Air Sensor Collocation Macro Analysis Tool
EPA's Excel-based Macro Analysis Tool (MAT) helps users compare data from air sensors to data from regulatory-grade monitors and interpret their results. This tool addresses one of the major hurdles in air sensor monitoring projects - working with and understanding the data.
The availability of air sensors makes it possible for individuals, communities, researchers, and others to collect their own air quality data. While air sensors can measure many of the same air pollutants that costlier, well-characterized regulatory monitors measure, they are often used for non-regulatory applications, which do not necessarily require the same rigorous standards of accuracy and reliability. Comparing sensor data with collocated FRM/FEM regulatory monitor data is a necessary first-step in interpreting the sensor data results. The Macro Analysis Tool is designed to aid in this comparison. In addition, a collocation guide has been developed to learn more about the collocation process.
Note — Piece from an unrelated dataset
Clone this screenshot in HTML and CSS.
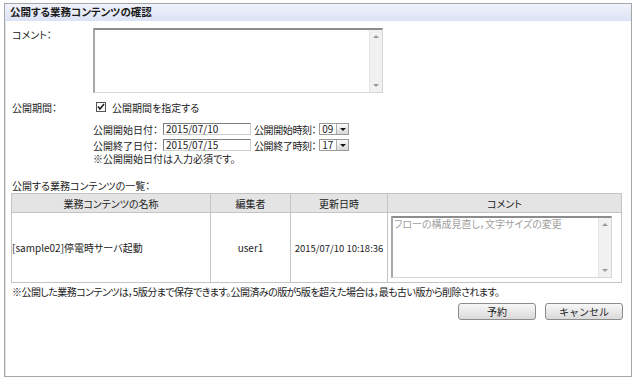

What you can do with the Macro Analysis Tool:
- Compare data from air sensors with data from regulatory-grade monitors for comparison.
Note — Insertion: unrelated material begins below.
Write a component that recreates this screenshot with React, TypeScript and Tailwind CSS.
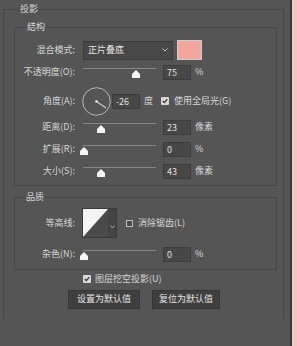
import React from "react";

const Slider = ({ pos }: { pos: number }) => (
  <div className="relative w-[73px] h-[16px] shrink-0">
    <div className="absolute left-0 right-0 top-[4px] h-px bg-[#858585]" />
    <svg
      className="absolute top-[6px]"
      style={{ left: pos - 4 }}
      width="8"
      height="8"
      viewBox="0 0 8 8"
    >
      <path d="M4 0 L8 4 V8 H0 V4 Z" fill="#f4f4f4" />
    </svg>
  </div>
);

const Input = ({ v }: { v: string }) => (
  <div className="w-[28px] h-[15px] shrink-0 bg-[#474747] border border-[#3c3c3c] pl-[3px] leading-[13px] text-[#e0e0e0]">
    {v}
  </div>
);

const Check = ({ on }: { on: boolean }) =>
  on ? (
    <div className="w-[8px] h-[8px] shrink-0 bg-[#d9d9d9] rounded-[1px] flex items-center justify-center">
      <svg width="6" height="6" viewBox="0 0 6 6">
        <path d="M0.8 3 L2.4 4.6 L5.2 1.2" stroke="#333" strokeWidth="1.3" fill="none" />
      </svg>
    </div>
  ) : (
    <div className="w-[7px] h-[7px] shrink-0 border border-[#bdbdbd] bg-[#4a4a4a]" />
  );

const Label = ({ t }: { t: string }) => (
  <div className="w-[60px] shrink-0 text-right whitespace-nowrap">{t}</div>
);

const SliderRow = ({
  label,
  pos,
  v,
  unit,
  cls,
}: {
  label: string;
  pos: number;
  v: string;
  unit: string;
  cls: string;
}) => (
  <div className={`flex items-center h-[16px] ${cls}`}>
    <Label t={label} />
    <div className="ml-[8px]">
      <Slider pos={pos} />
    </div>
    <div className="ml-[7px]">
      <Input v={v} />
    </div>
    <div className="ml-[4px] whitespace-nowrap">{unit}</div>
  </div>
);

export default function App() {
  return (
    <div className="w-[297px] h-[346px] bg-[#555555] flex font-['Noto_Sans_CJK_SC','Noto_Sans',sans-serif] text-[9px] leading-[12px] text-[#d6d6d6] overflow-hidden">
      <div className="w-[292px] h-full border-r-2 border-[#3a3a3a] pt-[3px] pl-[3px]">
        <fieldset className="w-[281px] border border-[#474747] border-b-[#525252] pl-[10px] pr-[6px] pb-[9px]">
          <legend className="ml-[5px] px-[1px] leading-[12px]">投影</legend>

          <fieldset className="mt-[6px] w-[263px] border border-[#474747] pb-[6px]">
            <legend className="ml-[11px] px-[1px] leading-[12px]">结构</legend>

            <div className="flex items-center h-[20px] mt-[7px]">
              <Label t="混合模式:" />
              <div className="ml-[8px] w-[90px] h-[19px] bg-[#484848] border border-[#3b3b3b] flex items-center pl-[4px] pr-[4px] justify-between">
                <span className="text-[#e4e4e4]">正片叠底</span>
                <svg width="6" height="4" viewBox="0 0 6 4">
                  <path d="M0.5 0.5 L3 3 L5.5 0.5" stroke="#bdbdbd" fill="none" />
                </svg>
              </div>
              <div className="ml-[4px] w-[25px] h-[20px] bg-[#f2a59d] border border-[#cfcfcf]" />
            </div>

            <SliderRow label="不透明度(O):" pos={53} v="75" unit="%" cls="mt-[4px]" />

            <div className="flex items-center h-[32px] mt-[5px]">
              <Label t="角度(A):" />
              <svg className="ml-[7px] shrink-0" width="29" height="29" viewBox="0 0 29 29">
                <circle cx="14.5" cy="14.5" r="13.8" stroke="#b8b8b8" strokeWidth="1" fill="none" />
                <line x1="14.5" y1="14.5" x2="24" y2="21" stroke="#c8c8c8" strokeWidth="1.2" />
                <circle cx="14.5" cy="14.5" r="1.4" fill="#d8d8d8" />
              </svg>
              <div className="ml-[1px]">
                <Input v="-26" />
              </div>
              <div className="ml-[4px]">度</div>
              <div className="ml-[8px]">
                <Check on />
              </div>
              <div className="ml-[5px] whitespace-nowrap">使用全局光(G)</div>
            </div>

            <SliderRow label="距离(D):" pos={18} v="23" unit="像素" cls="mt-[2px]" />
            <SliderRow label="扩展(R):" pos={1} v="0" unit="%" cls="mt-[6px]" />
            <SliderRow label="大小(S):" pos={18} v="43" unit="像素" cls="mt-[6px]" />
          </fieldset>

          <fieldset className="mt-[5px] w-[263px] border border-[#474747] pb-[7px]">
            <legend className="ml-[10px] px-[1px] leading-[12px]">品质</legend>

            <div className="flex items-center h-[30px] mt-[5px]">
              <Label t="等高线:" />
              <div className="ml-[7px] flex h-[30px] border border-[#3a3a3a]">
                <svg width="25" height="28" viewBox="0 0 25 28">
                  <rect width="25" height="28" fill="#4a4a4a" />
                  <path d="M0 0 H25 L0 28 Z" fill="#f4f4f4" />
                </svg>
                <div className="w-[8px] h-full bg-[#444444] flex items-end justify-center pb-[8px]">
                  <svg width="5" height="4" viewBox="0 0 5 4">
                    <path d="M0.5 0.5 L2.5 3 L4.5 0.5" stroke="#a8a8a8" fill="none" />
                  </svg>
                </div>
              </div>
              <div className="ml-[9px]">
                <Check on={false} />
              </div>
              <div className="ml-[5px] whitespace-nowrap">消除锯齿(L)</div>
            </div>

            <SliderRow label="杂色(N):" pos={1} v="0" unit="%" cls="mt-[8px]" />
          </fieldset>

          <div className="flex items-center h-[12px] mt-[3px] pl-[69px]">
            <Check on />
            <div className="ml-[4px] whitespace-nowrap">图层挖空投影(U)</div>
          </div>

          <div className="flex items-center h-[20px] mt-[4px] pl-[54px] gap-[12px]">
            <div className="w-[72px] h-[19px] bg-[#3f3f3f] border border-[#363636] flex items-center justify-center text-[#e2e2e2]">
              设置为默认值
            </div>
            <div className="w-[68px] h-[19px] bg-[#3f3f3f] border border-[#363636] flex items-center justify-center text-[#e2e2e2]">
              复位为默认值
            </div>
          </div>
        </fieldset>
      </div>
      <div className="flex-1 h-full bg-[#f2c7c2]" />
    </div>
  );
}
- Generate a time-series plot to see how sensor and regulatory measurements vary over time.
- Generate a correlation plot to see how sensor and regulatory measurements compare on average.
- Generate a simple linear regression equation so you can adjust your sensor data to make it more comparable to the reference data.
- Compare datasets beyond the specific collocation application it was designed for, such as comparison of data from one sensor to another.
Key Features:
- Time match the sensor and reference data streams.
- Average selected data into longer time averages.
- Plot a time series of selected data.
- Plot sensor versus reference data and develop a regression equation.
Key Limitations:
- Process time stamps expressed as fractions.
- Process input time intervals that vary.
Note: This tool does not run reliably using Excel versions prior to Excel 2016 and Windows versions prior to 7 and the Mac OS.
The Macro Analysis Tool helps conquer many common calculation hurdles
- Measurements that weren’t recorded at precisely the same time, or were collected at different time intervals, can be averaged and time aligned to make comparison possible.
- Data can be averaged up into longer time averages. For instance, 1-minute sensor data could be averaged to 1-hour intervals for comparison with 1-hour regulatory data.
- Users can apply a data completeness threshold to make sure that calculated averages are representative of a time interval. For example, a user may wish to only see 1-hour averaged data if 50 or more minutes of data was recorded.
- Periods of missing data are highlighted for the user.
- Users can flag individual data points for exclusion when they know a data point is false.
This tool was developed as part of the Community-Led Air Sensor Evaluation Project that began in fall 2016. During the year-long project, EPA partnered with one community group (Clean Air Carolina) and one tribal nation (Eastern Band of Cherokee Indians) to conduct a sensor performance evaluation using their choice of air sensors. Both project partner groups used this tool and gave feedback on how to better tailor it for citizen-science users. While EPA developed this tool with citizen scientists and communities in mind, it is useful to the broader air sensor user community, including both experts and non-experts.